Since $\sin x$ is odd, we have:
\begin{align} \int_{-\infty}^\infty\frac{\cos(x)}{(x^2+1)^2}dx=\int_{-\infty}^\infty\frac{\cos(x)+i\sin(x)}{(x^2+1)^2}dx=\int_{-\infty}^\infty\frac{e^{ix}}{(x^2+1)^2}dx\\ \end{align}
Consider the contour integral, where the contour $\Gamma$ runs along the real axis from $-R$ to $R$ and is then closed in the upper half plane, which we can split into two parts:
$$\oint_\Gamma\frac{e^{iz}}{(z^2+1)^2}dz=\int_{-R}^R\frac{e^{ix}}{(x^2+1)^2}dx+\int_\text{Arc}\frac{e^{iz}}{(z^2+1)^2}dz$$
However, by the Residue Theorem, we have: \begin{align} \oint_\Gamma\frac{e^{iz}}{(z^2+1)^2}dz &= 2\pi i \text{ Res}\left(\frac{e^{iz}}{(z^2+1)^2},i\right)\\ &=2\pi i\lim\limits_{z\rightarrow i}\frac{d}{dz}\frac{e^{iz}}{(z+i)^2}\\ &=2\pi i\lim\limits_{z\rightarrow i}\frac{ie^{iz}(z+3i)}{(z+i)^3}\\ &=2\pi i\frac{ie^{-1}\cdot4i}{(2i)^3}\\ &=\frac{\pi}{e} \end{align}
Thus we have:
$$\frac{\pi}{e}=\int_{-R}^R\frac{e^{ix}}{(x^2+1)^2}dx+\int_\text{Arc}\frac{e^{iz}}{(z^2+1)^2}dz$$
Taking the limit as $R\rightarrow\infty$, the integral along the arc of the semi-circle vanishes, because the positive imaginary part of $z$ leads to an exponential damping factor in the upper half plane.
Thus, we are left with our desired result:
$$\int_{-\infty}^\infty\frac{\cos(x)}{(x^2+1)^2}dx = \frac{\pi}{e}$$
1
First rewrite $\cos(x) = \Re(e^{ix}) $ so you want to compute $\Re\int_{-\infty}^\infty \frac{e^{ix}}{(x^2+1)^2}dx.$ Now you can say this is equal to $\Re\int_{\mathcal{C}} \frac{e^{iz}}{(z^2+1)^2}dz$ where $\mathcal{C}$ is a counterclockwise oriented infinitely large closed rectangle in the upper half plane with its bottom on the real axis. This is true because the integrand decays rapidly to zero as $|z|\rightarrow\infty$ in the upper half plane.
Now since $\mathcal{C}$ is a closed contour, the integral can be computed by the Residue theorem. So you need to find the poles inside the contour and compute their residues.
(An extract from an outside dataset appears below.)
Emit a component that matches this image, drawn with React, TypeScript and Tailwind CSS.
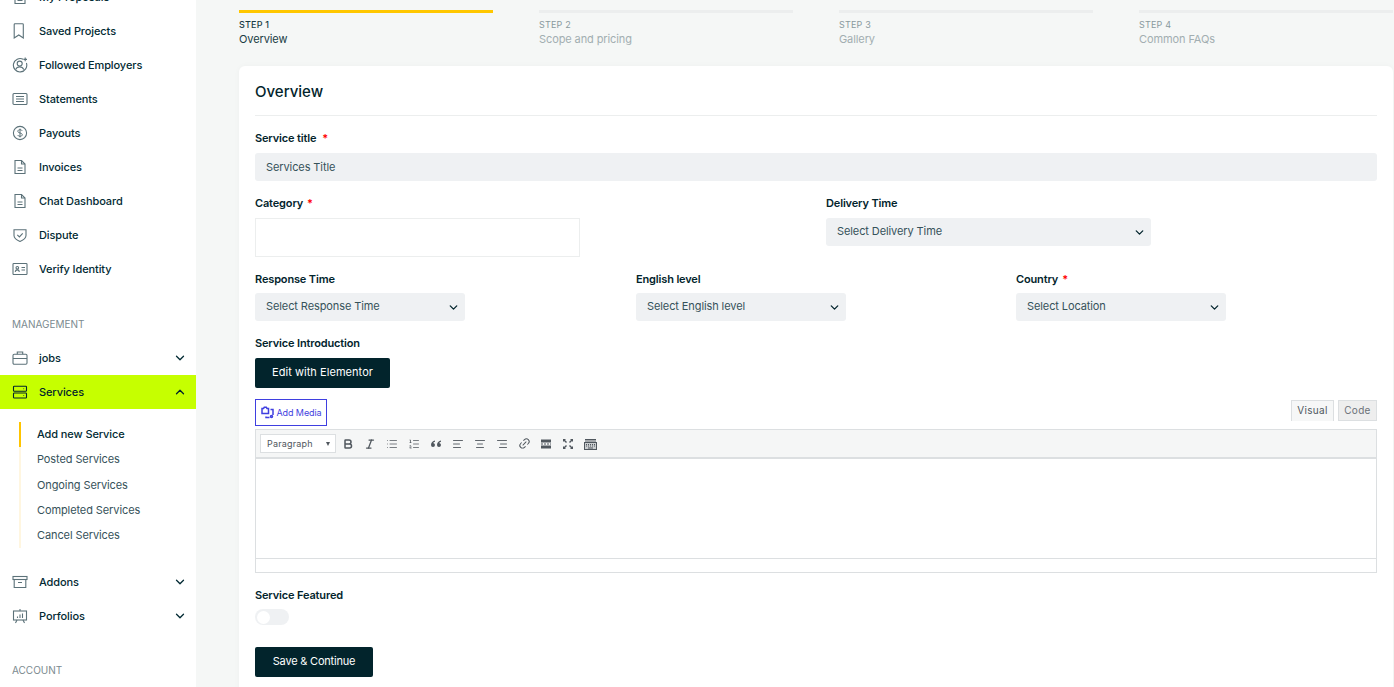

The denominator is $(z^2+1)^2 = (z+i)^2(z-i)^2,$ so it looks like the pole you need to find the residue of is the 2nd order pole at $z=i.$ So look up how to calculate the residue of a second order pole, and calculate it.
(Basically, you need to expand $e^{iz}/(z+i)^2$ as a Taylor series about $i$. The residue will then be the coefficient of the $(z-i)^1$ term).